Embora a prática esteja amparada pela Lei de Acesso à Informação, que permite a classificação de determinados dados conforme critérios de segurança e interesse público, o uso recorrente do sigilo tem provocado questionamentos sobre sua real necessidade e extensão. O auge dessa política foi registrado durante o governo Bolsonaro, com 16% das viagens ocultando o nome dos servidores. A atual gestão do presidente Luiz Inácio Lula da Silva mantém patamar semelhante, com 15% de sigilo até abril deste ano.

A justificativa oficial está ancorada na proteção de operações sensíveis e na integridade dos agentes envolvidos, especialmente em órgãos de segurança como a Polícia Federal e a Polícia Rodoviária Federal — os que mais concentram viagens com dados protegidos. A Presidência da República também aparece entre os principais responsáveis: somente no governo Lula, mais de 2.000 viagens foram classificadas como sigilosas, o equivalente a 66% do total ocultado por esse órgão em todas as gestões. O custo foi de R$ 4,8 milhões, considerando diárias e passagens.

Contudo, segundo a apuração da Folha de S.Paulo, há indícios de que o prazo legal para manter informações sob sigilo — cinco anos para dados reservados, dez para os secretos e 25 anos para os ultrassecretos — não vem sendo rigorosamente respeitado. Há mais de 4.000 viagens realizadas durante os governos de Dilma Rousseff e Michel Temer com alguma informação ainda não divulgada, o que levanta suspeitas sobre a utilização indevida dessa prerrogativa.
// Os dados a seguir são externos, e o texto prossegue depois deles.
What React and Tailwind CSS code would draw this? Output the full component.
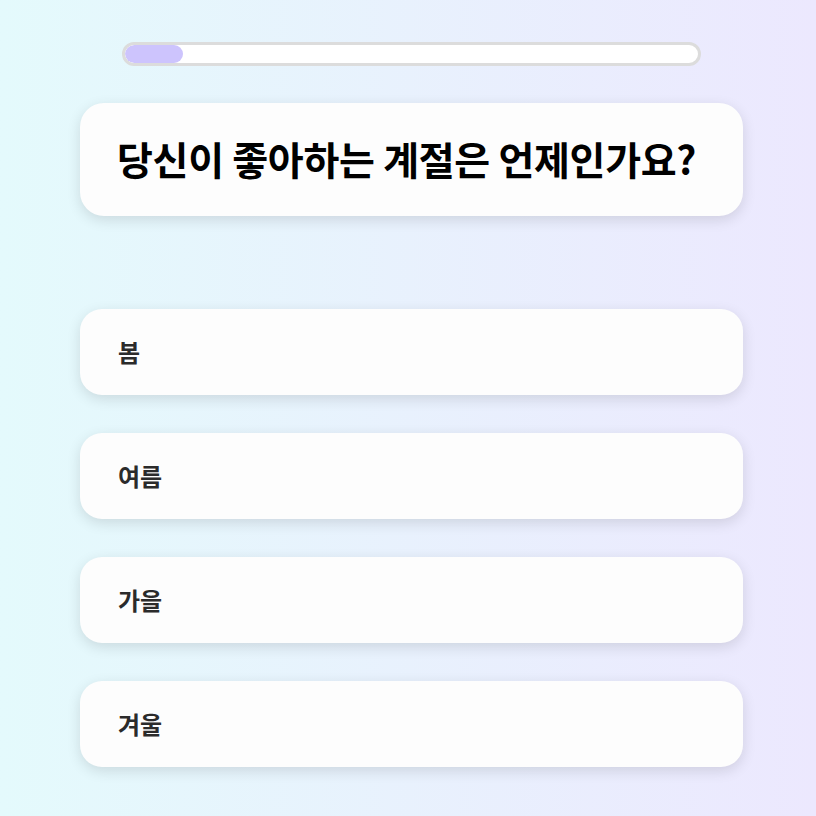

Especialistas em transparência e controle social alertam para os riscos desse cenário. Marina Atoji, diretora de programas da Transparência Brasil, considera rara a necessidade de manter viagens oficiais sob sigilo por períodos tão longos. “Mesmo investigações em curso não justificam, em regra, a manutenção do sigilo por mais de cinco anos. O acesso à informação é essencial para evitar desvios e fortalecer a governança pública”, afirma.

Bruno Morassutti, cofundador da Fiquem Sabendo, aponta a ausência de uma cultura institucional voltada à transparência como um entrave estrutural. Segundo ele, a falta de critérios claros e fiscalização rigorosa permite que o sigilo seja usado como escudo administrativo, impedindo o controle social e o escrutínio público. “É preciso criar procedimentos mais robustos para garantir que os prazos de classificação sejam respeitados e que o sigilo não seja aplicado de forma banal ou arbitrária”, ressalta.

Viagens sigilosas: mais transparência

A Controladoria-Geral da União e o Ministério da Gestão e Inovação afirmam, em nota conjunta, que a classificação das viagens parte dos próprios órgãos que solicitam o deslocamento, e que cada caso deve ser fundamentado legalmente. Ainda assim, a recorrência do uso dessa ferramenta sugere que o Estado brasileiro ainda carece de maturidade institucional para equilibrar proteção e transparência de forma eficaz.

Em tempos em que a confiança nas instituições públicas é um ativo raro, lançar luz sobre como e por que os recursos públicos são utilizados torna-se não apenas um dever, mas um imperativo democrático. O sigilo, quando necessário, deve ser exceção — não a regra.